On 4/16/19, Christopher Dunn notifications@github.com wrote:

I'm familiar with make, but no, I'm thinking of Toil like Cromwell, another WDL-based workflow runner. When I develop in Cromwell, I can get a workflow running, then add a subsequent task, and restart. The already completed tasks are still cached in the database, so they are "skipped". Unfortunately, skipping tasks wastes 5 seconds per task, which is too slow, so I thought I'd try Toil instead.

Toil does a great job resume-after-failure. But it does not support resume-after-extending-workflow. I can probably live without the latter, as that's rare. Once a workflow has been fully implemented, changes are usually localized to a single task.

However, I always need to be able to cd into the run-directory of a successful task so that I can re-run that bit while I alter my source-code. In that case, it's also helpful to be able to run-to-completion after my change. I'm surprised that's not a more common development model.

I guess I like Cromwell's architecture and Toil's speed. Thanks for answering my questions.

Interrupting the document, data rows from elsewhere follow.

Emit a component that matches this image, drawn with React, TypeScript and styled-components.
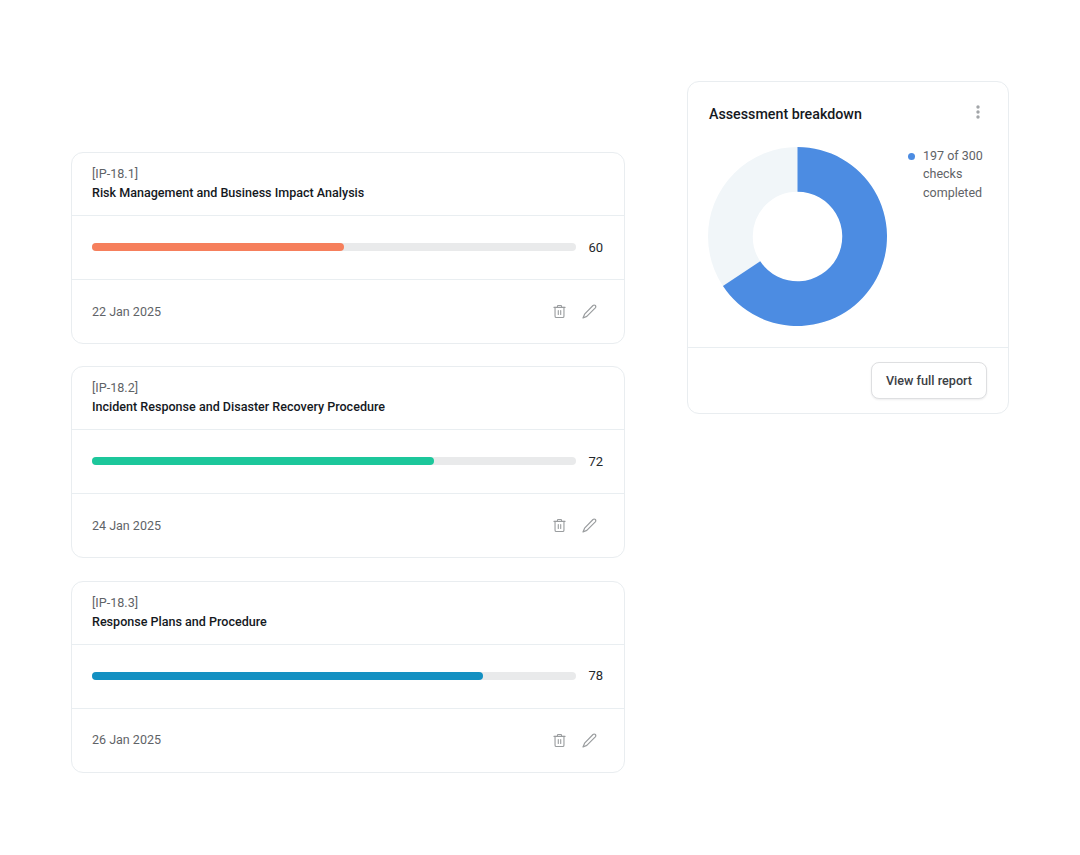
import styled, { createGlobalStyle } from 'styled-components'

const GlobalStyle = createGlobalStyle`
  html,
  body {
    margin: 0;
    padding: 0;
    background: #fff;
    font-family: Roboto, "Liberation Sans", sans-serif;
  }

  * {
    box-sizing: border-box;
  }
`

const Page = styled.div`
  align-items: flex-start;
  display: flex;
  gap: 62px;
  height: 855px;
  padding: 81px 0 0 71px;
  width: 1080px;
`

const List = styled.div`
  display: flex;
  flex-direction: column;
  gap: 22.4px;
  padding-top: 71px;
  width: 554px;
`

const Card = styled.section`
  background: #fff;
  border: 1px solid #e9edf0;
  border-radius: 12px;
  overflow: hidden;
`

const CardHead = styled.header`
  border-bottom: 1px solid #e9eef1;
  height: 63px;
  padding: 11px 20px 0;
`

const Code = styled.div`
  color: #5f6367;
  font-size: 12.6px;
  line-height: 19px;
`

const Title = styled.h3`
  color: #15191e;
  font-size: 12.55px;
  font-weight: 500;
  line-height: 19px;
  margin: 0;
`

const Progress = styled.div`
  align-items: center;
  border-bottom: 1px solid #e9eef1;
  display: flex;
  gap: 12px;
  height: 64px;
  padding: 0 21px 1px 20px;
`

const Track = styled.div`
  background: #e9eaeb;
  border-radius: 4px;
  flex: 1;
  height: 8px;
`

const Fill = styled.div<{ $color: string }>`
  background: ${(p) => p.$color};
  border-radius: 4px;
  height: 100%;
`

const Score = styled.span`
  color: #24282c;
  font-size: 13px;
`

const CardFoot = styled.footer`
  align-items: center;
  display: flex;
  height: 63px;
  justify-content: space-between;
  padding: 0 27px 1px 20px;
`

const DateText = styled.span`
  color: #5f6367;
  font-size: 12.5px;
`

const Actions = styled.div`
  align-items: center;
  color: #9a9d9f;
  display: flex;
  gap: 16px;
  padding-top: 1px;
`

const Breakdown = styled(Card)`
  width: 322px;
`

const BreakdownHead = styled.header`
  align-items: center;
  display: flex;
  justify-content: space-between;
  padding: 22px 28px 0 21px;
`

const BreakdownTitle = styled.h2`
  color: #15191e;
  font-size: 14.25px;
  font-weight: 500;
  line-height: 21px;
  margin: 0;
`

const BreakdownBody = styled.div`
  display: flex;
  gap: 21px;
  height: 223px;
  padding: 22px 0 0 20px;
  border-bottom: 1px solid #e9eef1;
`

const Legend = styled.div`
  color: #5f6367;
  display: flex;
  font-size: 12.5px;
  gap: 8px;
  line-height: 18.3px;
`

const LegendDot = styled.span`
  background: #4c8ce2;
  border-radius: 50%;
  flex: none;
  height: 7px;
  margin-top: 6px;
  width: 7px;
`

const BreakdownFoot = styled.footer`
  display: flex;
  height: 65px;
  justify-content: flex-end;
  padding: 14px 21px 0 0;
`

const ReportButton = styled.button`
  background: #fff;
  border: 1px solid #dedfe1;
  border-radius: 8px;
  box-shadow: 0 1px 2px rgba(20, 30, 40, 0.08);
  color: #3c4045;
  font-family: inherit;
  font-size: 12.65px;
  font-weight: 500;
  height: 37px;
  padding: 0;
  width: 116px;
`

const MoreSvg = styled.svg`
  margin-bottom: 5px;
`

const TrashIcon = () => (
  <svg width="13" height="15" viewBox="0 0 14 15" fill="none" stroke="currentColor" strokeWidth="1.2" strokeLinecap="round" strokeLinejoin="round">
    <path d="M1 3h12" />
    <path d="M4.8 3V1.8c0-.5.3-.8.8-.8h2.8c.5 0 .8.3.8.8V3" />
    <path d="M2.2 3v9.6c0 .9.6 1.4 1.4 1.4h6.8c.8 0 1.4-.5 1.4-1.4V3" />
    <path d="M5.7 6.5v4.2M8.3 6.5v4.2" />
  </svg>
)

const PencilIcon = () => (
  <svg width="15" height="15" viewBox="0 0 15 15" fill="none" stroke="currentColor" strokeWidth="1.2" strokeLinecap="round" strokeLinejoin="round">
    <path d="M11 1.5c.7-.7 1.7-.7 2.3 0 .6.7.6 1.6 0 2.3L4.8 12.4 1 14l1.6-3.8z" />
  </svg>
)

const MoreIcon = () => (
  <MoreSvg width="4" height="14" viewBox="0 0 4 14" fill="#a2a5a8">
    <circle cx="2" cy="2" r="1.7" />
    <circle cx="2" cy="7" r="1.7" />
    <circle cx="2" cy="12" r="1.7" />
  </MoreSvg>
)

const polar = (r: number, deg: number) => {
  const a = ((deg - 90) * Math.PI) / 180
  return `${90 + r * Math.cos(a)} ${90 + r * Math.sin(a)}`
}

const Donut = ({ done, total }: { done: number; total: number }) => {
  const end = (done / total) * 360
  const large = end > 180 ? 1 : 0
  const arc = `M${polar(90, 0)} A90 90 0 ${large} 1 ${polar(90, end)} L${polar(45, end)} A45 45 0 ${large} 0 ${polar(45, 0)} Z`
  return (
    <svg width="179" height="179" viewBox="0 0 180 180">
      <circle cx="90" cy="90" r="67.5" fill="none" stroke="#f1f6f9" strokeWidth="45" />
      <path d={arc} fill="#4c8ce2" />
    </svg>
  )
}

const items = [
  { code: '[IP-18.1]', title: 'Risk Management and Business Impact Analysis', score: 60, fill: 52.1, color: '#f67f5c', date: '22 Jan 2025' },
  { code: '[IP-18.2]', title: 'Incident Response and Disaster Recovery Procedure', score: 72, fill: 70.7, color: '#1cc79b', date: '24 Jan 2025' },
  { code: '[IP-18.3]', title: 'Response Plans and Procedure', score: 78, fill: 80.7, color: '#1390c2', date: '26 Jan 2025' },
]

const App = () => {
  return (
    <Page>
      <GlobalStyle />
      <List>
        {items.map((item) => (
          <Card key={item.code}>
            <CardHead>
              <Code>{item.code}</Code>
              <Title>{item.title}</Title>
            </CardHead>
            <Progress>
              <Track>
                <Fill $color={item.color} style={{ width: `${item.fill}%` }} />
              </Track>
              <Score>{item.score}</Score>
            </Progress>
            <CardFoot>
              <DateText>{item.date}</DateText>
              <Actions>
                <TrashIcon />
                <PencilIcon />
              </Actions>
            </CardFoot>
          </Card>
        ))}
      </List>
      <Breakdown>
        <BreakdownHead>
          <BreakdownTitle>Assessment breakdown</BreakdownTitle>
          <MoreIcon />
        </BreakdownHead>
        <BreakdownBody>
          <Donut done={197} total={300} />
          <Legend>
            <LegendDot />
            <span>
              197 of 300
              <br />
              checks
              <br />
              completed
            </span>
          </Legend>
        </BreakdownBody>
        <BreakdownFoot>
          <ReportButton>View full report</ReportButton>
        </BreakdownFoot>
      </Breakdown>
    </Page>
  )
}

export default App
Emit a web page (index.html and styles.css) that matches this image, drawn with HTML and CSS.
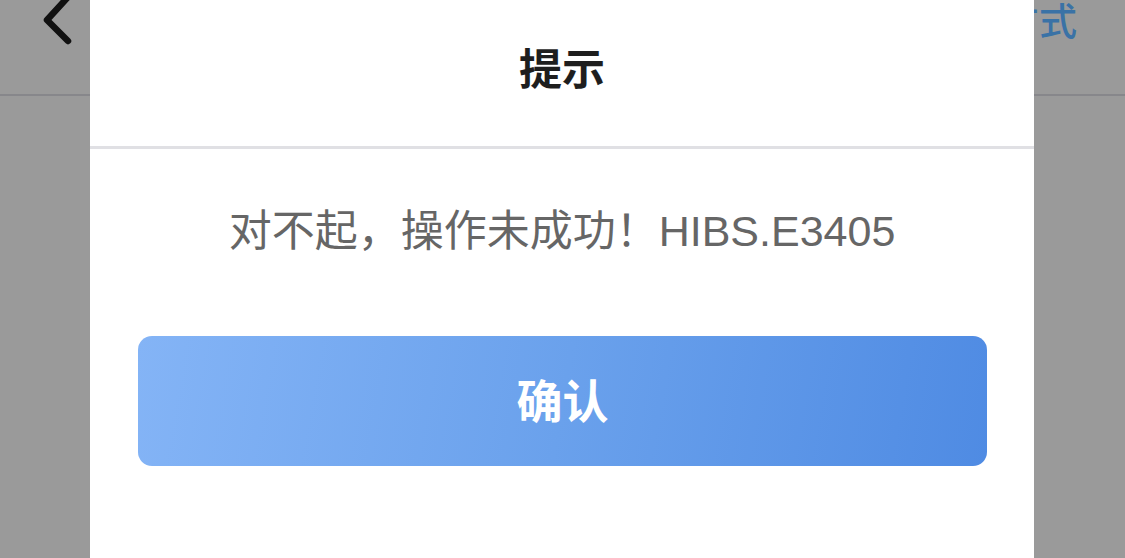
FILE: index.html
```html
<!DOCTYPE html>
<html lang="zh">
<head>
<meta charset="utf-8">
<link rel="stylesheet" href="styles.css">
</head>
<body>
<div class="page">
  <header class="navbar">
    <svg class="back" width="40" height="50" viewBox="0 0 40 50">
      <path d="M30 -3 L9 20 L30 41" fill="none" stroke="#111" stroke-width="6.5" stroke-linecap="round" stroke-linejoin="round"/>
    </svg>
    <span class="nav-right">方式</span>
  </header>
  <main class="content"></main>
  <div class="dialog">
    <div class="dialog-title">提示</div>
    <div class="dialog-msg">对不起，操作未成功！HIBS.E3405</div>
    <div class="dialog-actions">
      <button class="btn-confirm">确认</button>
    </div>
  </div>
</div>
</body>
</html>
```
FILE: styles.css
```css
* { box-sizing: border-box; }
html, body { margin: 0; padding: 0; }
body {
  width: 1125px;
  height: 558px;
  overflow: hidden;
  background: #9a9a9a;
  font-family: "Noto Sans CJK SC", "Noto Sans", sans-serif;
}
.page {
  position: relative;
  width: 1125px;
  height: 558px;
  display: flex;
  flex-direction: column;
}
.navbar {
  height: 96px;
  border-bottom: 2px solid #87878b;
  display: flex;
  justify-content: space-between;
  align-items: flex-start;
  padding: 0 48px 0 38px;
  overflow: hidden;
}
.back { display: block; margin-top: 0; }
.nav-right {
  font-size: 38px;
  line-height: 38px;
  margin-top: 0;
  color: #3a72a6;
  font-weight: 500;
}
.content { flex: 1; }
.dialog {
  position: absolute;
  left: 90px;
  top: 0;
  width: 944px;
  bottom: 0;
  background: #ffffff;
  display: flex;
  flex-direction: column;
}
.dialog-title {
  height: 149px;
  border-bottom: 3px solid #e0e0e4;
  display: flex;
  justify-content: center;
  align-items: center;
  padding-bottom: 14px;
  font-size: 43px;
  font-weight: 600;
  color: #1e1e1e;
}
.dialog-msg {
  height: 187px;
  display: flex;
  justify-content: center;
  align-items: center;
  padding-bottom: 32px;
  font-family: "Liberation Sans", "Noto Sans CJK SC", sans-serif;
  font-size: 43px;
  color: #666666;
}
.dialog-actions {
  padding: 0 47px 0 48px;
}
.btn-confirm {
  width: 100%;
  height: 130px;
  border: none;
  border-radius: 14px;
  background: linear-gradient(100deg, #84b4f6 0%, #6aa1ec 50%, #4f8be3 100%);
  color: #ffffff;
  font-family: "Noto Sans CJK SC", "Noto Sans", sans-serif;
  font-size: 46px;
  font-weight: 600;
  padding: 0 0 6px 0;
}
```
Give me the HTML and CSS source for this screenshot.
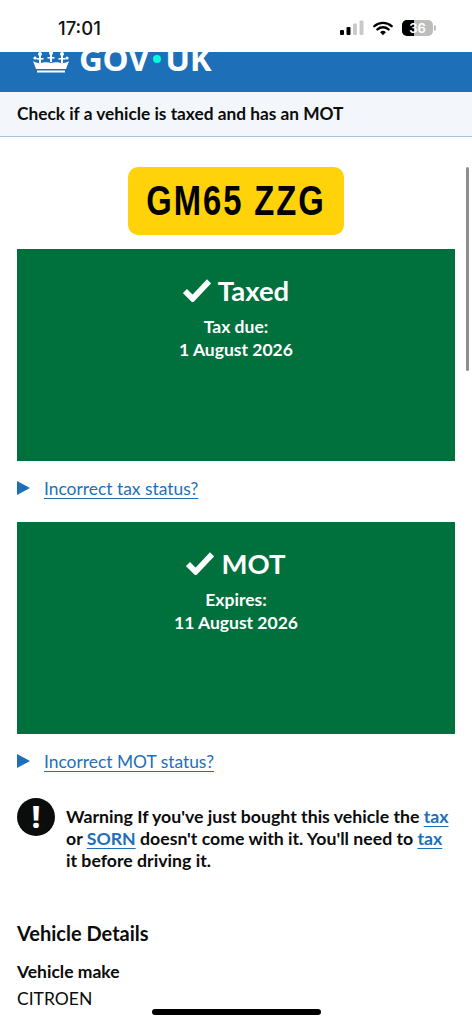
FILE: index.html
```html
<!DOCTYPE html>
<html lang="en">
<head>
  <meta charset="UTF-8">
  <title>Check if a vehicle is taxed and has an MOT</title>
  <link rel="stylesheet" href="styles.css">
</head>
<body>
  <div class="status-bar">
    <span class="clock">17:01</span>
    <div class="status-icons">
      <svg class="signal" width="25" height="16" viewBox="0 0 25 16">
        <rect x="0" y="10" width="4" height="5" rx="1" fill="#000"/>
        <rect x="6.500" y="7" width="4" height="8" rx="1" fill="#000"/>
        <rect x="13" y="3.500" width="4" height="11.500" rx="1" fill="#c9c9c9"/>
        <rect x="19.500" y="0.500" width="4" height="14.500" rx="1" fill="#c9c9c9"/>
      </svg>
      <svg class="wifi" width="20" height="15" viewBox="0 0 22 16">
        <path d="M1.500 5.500a14 14 0 0 1 19 0M4.900 9a9 9 0 0 1 12.200 0" fill="none" stroke="#000" stroke-width="2.600" stroke-linecap="round"/>
        <path d="M11 15.500 7.800 12a4.600 4.600 0 0 1 6.400 0z" fill="#000"/>
      </svg>
      <div class="battery"><span class="battery-fill"></span><span class="battery-num">36</span></div>
      <span class="battery-cap"></span>
    </div>
  </div>

  <header class="gov-header">
    <div class="gov-logo">
      <svg class="crown" width="36" height="22" viewBox="0 0 36 22">
        <g fill="#fff">
          <circle cx="18" cy="2" r="2"/><circle cx="7" cy="3" r="2"/><circle cx="29" cy="3" r="2"/>
          <circle cx="2" cy="7" r="1.600"/><circle cx="34" cy="7" r="1.600"/>
          <rect x="17" y="3" width="2" height="8"/><rect x="6" y="4" width="2" height="8"/><rect x="28" y="4" width="2" height="8"/>
          <rect x="14.500" y="6" width="7" height="1.600"/><rect x="3.500" y="7" width="7" height="1.600"/><rect x="25.500" y="7" width="7" height="1.600"/>
          <path d="M0 10c3 2 7 3 10 1.500 2.500-.5 5.500-.5 8 .5 2.500-1 5.500-1 8-.5 3 1.500 7 .5 10-1.500l-3 8H3z"/>
          <rect x="4" y="19.500" width="28" height="2"/>
        </g>
      </svg>
      <span class="gov-word">GOV<i class="gov-dot"></i>UK</span>
    </div>
  </header>

  <div class="service-bar">Check if a vehicle is taxed and has an MOT</div>

  <main class="content">
    <div class="scrollbar"></div>
    <div class="plate-row"><div class="plate"><span class="plate-text">GM65 ZZG</span></div></div>

    <section class="status-panel">
      <h2 class="status-title">
        <svg class="tick" width="28" height="24" viewBox="0 0 29 24"><path d="M2 13l8 8L27 3" fill="none" stroke="#fff" stroke-width="6"/></svg>
        Taxed
      </h2>
      <p class="status-text">Tax due:<br>1 August 2026</p>
    </section>
    <div class="details-row">
      <span class="arrow"></span>
      <a href="#" class="details-link">Incorrect tax status?</a>
    </div>

    <section class="status-panel">
      <h2 class="status-title">
        <svg class="tick" width="28" height="24" viewBox="0 0 29 24"><path d="M2 13l8 8L27 3" fill="none" stroke="#fff" stroke-width="6"/></svg>
        MOT
      </h2>
      <p class="status-text">Expires:<br>11 August 2026</p>
    </section>
    <div class="details-row">
      <span class="arrow"></span>
      <a href="#" class="details-link">Incorrect MOT status?</a>
    </div>

    <div class="warning">
      <span class="warning-icon">!</span>
      <p class="warning-text">Warning If you've just bought this vehicle the <a href="#">tax</a> or <a href="#">SORN</a> doesn't come with it. You'll need to <a href="#">tax</a> it before driving it.</p>
    </div>

    <h3 class="details-heading">Vehicle Details</h3>
    <div class="detail-label">Vehicle make</div>
    <div class="detail-value">CITROEN</div>
  </main>

  <div class="home-indicator"></div>
</body>
</html>
```

FILE: styles.css
```css
:root {
  --blue: #1d70b8;
  --green: #00703c;
  --text: #0b0c0c;
}

html, body {
  height: 1024px;
  overflow: hidden;
}

body {
  margin: 0;
  position: relative;
  background: #fff;
  color: var(--text);
  font-family: Lato, "Noto Sans", Arial, sans-serif;
}

.status-bar {
  height: 52px;
  display: flex;
  align-items: center;
  justify-content: space-between;
  padding: 4px 36px 0 58px;
  box-sizing: border-box;
}

.clock {
  font-family: Inter, sans-serif;
  font-size: 18.500px;
  font-weight: 500;
  color: #111;
}

.status-icons {
  display: flex;
  align-items: center;
}

.wifi {
  margin-left: 8px;
  margin-right: 9px;
}

.battery {
  position: relative;
  width: 31px;
  height: 16px;
  border-radius: 5px;
  background: #bdbdbd;
  overflow: hidden;
}

.battery-fill {
  position: absolute;
  left: 0;
  top: 0;
  bottom: 0;
  width: 12px;
  background: #000;
}

.battery-num {
  position: absolute;
  left: 0;
  right: 0;
  top: 0;
  text-align: center;
  font-family: Inter, sans-serif;
  font-size: 13px;
  font-weight: 600;
  line-height: 16px;
  color: #fff;
}

.battery-cap {
  width: 2px;
  height: 6px;
  margin-left: 1px;
  border-radius: 0 2px 2px 0;
  background: #bdbdbd;
}

.gov-header {
  height: 40px;
  background: var(--blue);
  overflow: hidden;
  display: flex;
  align-items: flex-end;
  padding: 0 0 19px 33px;
  box-sizing: border-box;
}

.gov-logo {
  display: flex;
  align-items: flex-end;
  gap: 10px;
}

.gov-word {
  font-family: "Noto Sans", sans-serif;
  font-weight: 700;
  font-size: 33px;
  letter-spacing: -0.3px;
  line-height: 30px;
  height: 30px;
  margin-bottom: -1px;
  color: #fff;
  display: flex;
  align-items: center;
}

.gov-dot {
  width: 8px;
  height: 8px;
  margin: 0 4px;
  border-radius: 50%;
  background: #00ffe0;
}

.service-bar {
  height: 44px;
  line-height: 43px;
  padding-left: 17px;
  background: #f3f7fb;
  border-bottom: 1px solid #a5c6e3;
  font-size: 17.300px;
  font-weight: 700;
}

.content {
  padding: 30px 17px 0;
}

.scrollbar {
  position: absolute;
  left: 466px;
  top: 167px;
  width: 3px;
  height: 204px;
  border-radius: 2px;
  background: #8e8e8e;
}

.plate-row {
  display: flex;
  justify-content: center;
}

.plate {
  width: 216px;
  height: 68px;
  border-radius: 10px;
  background: #ffd20a;
  color: #000;
  display: flex;
  align-items: center;
  justify-content: center;
  font-family: "Liberation Sans", sans-serif;
  font-size: 42px;
  font-weight: 700;
  white-space: nowrap;
}

.plate-text {
  display: inline-block;
  letter-spacing: 2.500px;
  transform: scaleX(0.78);
}

.status-panel {
  height: 212px;
  padding-top: 23px;
  box-sizing: border-box;
  background: var(--green);
  color: #fff;
  text-align: center;
}

.plate-row + .status-panel {
  margin-top: 14px;
}

.status-title {
  margin: 0;
  display: flex;
  align-items: center;
  justify-content: center;
  gap: 7px;
  height: 36px;
  font-size: 27.500px;
  font-weight: 700;
}

.status-text {
  margin: 7px 0 0;
  font-size: 17.500px;
  font-weight: 700;
  line-height: 23px;
}

.details-row {
  height: 61px;
  display: flex;
  align-items: flex-start;
  padding-top: 15px;
  box-sizing: border-box;
  gap: 14px;
}

.arrow {
  width: 0;
  height: 0;
  margin-top: 5px;
  border-left: 13px solid var(--blue);
  border-top: 7.500px solid transparent;
  border-bottom: 7.500px solid transparent;
}

.details-link {
  font-size: 17.400px;
  line-height: 25px;
  color: var(--blue);
  text-underline-offset: 3px;
}

.warning {
  display: flex;
  gap: 11px;
  margin-top: 3px;
}

.warning-icon {
  flex: none;
  width: 38px;
  height: 38px;
  border-radius: 50%;
  background: var(--text);
  color: #fff;
  font-family: "Noto Sans", sans-serif;
  font-size: 30px;
  font-weight: 800;
  line-height: 38px;
  text-align: center;
}

.warning-text {
  margin: 0;
  max-width: 386px;
  font-size: 17.700px;
  font-weight: 700;
  line-height: 22px;
  padding-top: 8px;
}

.warning-text a {
  color: var(--blue);
  text-underline-offset: 3px;
}

.details-heading {
  margin: 48px 0 0;
  font-size: 20px;
  font-weight: 700;
  line-height: 26px;
}

.detail-label {
  margin-top: 14px;
  font-size: 17.500px;
  font-weight: 700;
  line-height: 24px;
}

.detail-value {
  margin-top: 3px;
  font-size: 17.500px;
  line-height: 24px;
}

.home-indicator {
  position: absolute;
  left: 152px;
  top: 1009px;
  width: 169px;
  height: 6px;
  border-radius: 3px;
  background: #000;
}
```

-- You are receiving this because you commented. Reply to this email directly or view it on GitHub: https://github.com/DataBiosphere/toil/issues/2600#issuecomment-483711705

davidlougheed commented 3 years ago

Any word on this? I'm running into this as well and it's quite frustrating

davidlougheed commented 3 years ago

I noticed this line https://github.com/DataBiosphere/toil/blob/5538d4eea8279243504c234d34709e27cfee0e2c/src/toil/wdl/wdl_synthesis.py#L209 which seems to manually always set clean to always for WDL jobs

DailyDreaming commented 3 years ago

@davidlougheed Yes, that's the culprit. I'll take a look and see about a fix.